Regarding my inborn tendency to overwhelm with gifts (karma/dharma that manifests throughout life in different ways: dominating conversations, pushing my little brother, smothering with kisses, recounting unified field theories): some things are poisonous unless ingested in homeopathically-small doses.
Like this newsletter: now weekly, and bite-sized. No more, "Oh God, time to turn off the phone and lock the door for an hour" posts if I can help it. Following the natural flow of things, because time after all is speeding up and we all need permission to ask for one another's attention. Short, sweet, and to the point...but every instant of time can open to a flash of eternity.
This week:
- Learning how to freeze eternity in paint to the end of expressing an indomitable innocence.
Next week:
- Promised new live recordings from the Love Without End Tour's Spring 2010 adventures;
- Timelapse video of the below painting during its twenty-four hour creation.
- Wakarusa paintings, OMG.
Thanks for looking and listening closer to your own whole wild lives, everyone – and of course, for exploring this particular newsletter when it sidles into your mindspace...
Any questions, remarks, or possibly-misguided attempts to give me money for my art and music – you know where I am.
• Imagery (full gallery here)
Finally, Release
2010 05 07 & 08 Whole Earth Festival
(Lynx & Janover, Faun Fables, Seven Sisters, Taarka, Boca Do Rio, Locura, Z-1 Project, Aaron Ableman, Makosa, Nada Brahma)

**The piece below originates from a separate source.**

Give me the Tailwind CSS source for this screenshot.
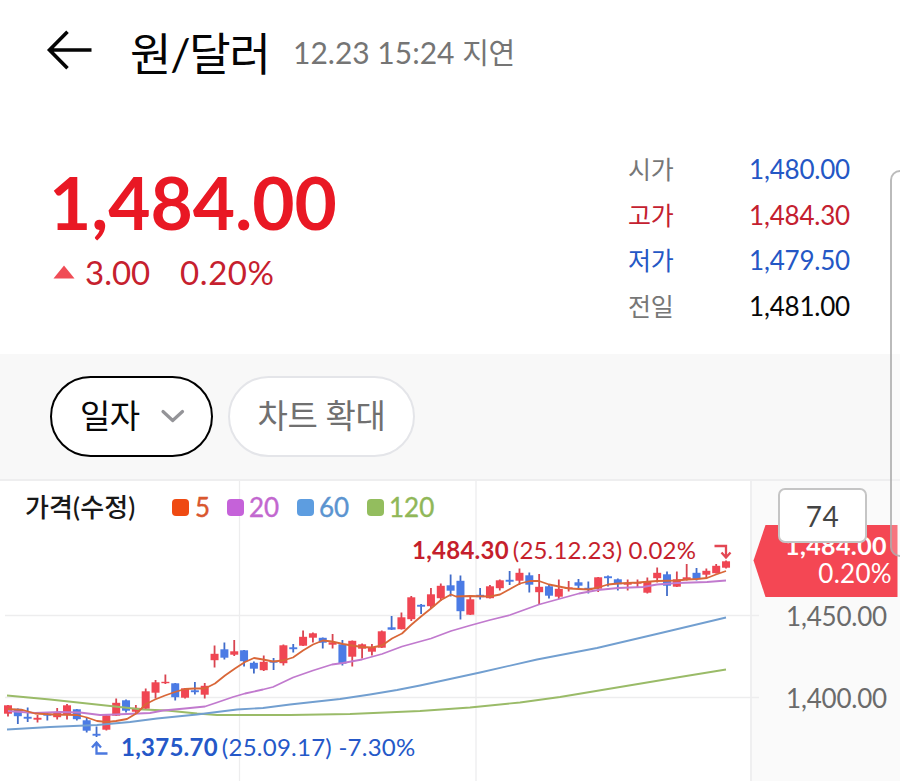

paint markers on masonite - 24"x40"
original painting available - make an offer
signed full-size giclees & poster prints - inquire
You'll have to click and enlarge this image to get a sense for just how much detail I put into each of the major elements in this painting. (Check out those double rows of gold along each petal of that sun...the multiple purples and myriad white speckles on each of the bufferfly's wings...) Its forthcoming timelapse video, two days handily condensed into about twelve minutes, gives a few minutes each to the grass and ferns, the butterfly, and the blossoming sun. There's an invisible breeze. Distance is distorted; the simple perspective forces viewers to acknowledge that our minds are responsible for sizing and placing everything, appropriate to our experience.
That's the thing about Davis, California's Whole Earth Festival – which, by the way is free, has been around for forty-one years, is held on Mother's Day, and used to be hosted by Wavy Gravy. There's an almost pornographic explication of interconnectedness at this event. We are wearing flowers in our hair and walking barefoot in the grass. We are crying for the Earth and holding hands and singing. How could I not paint something like this – simple, honest, straightforward, and green and gold and growing. Love is on parade.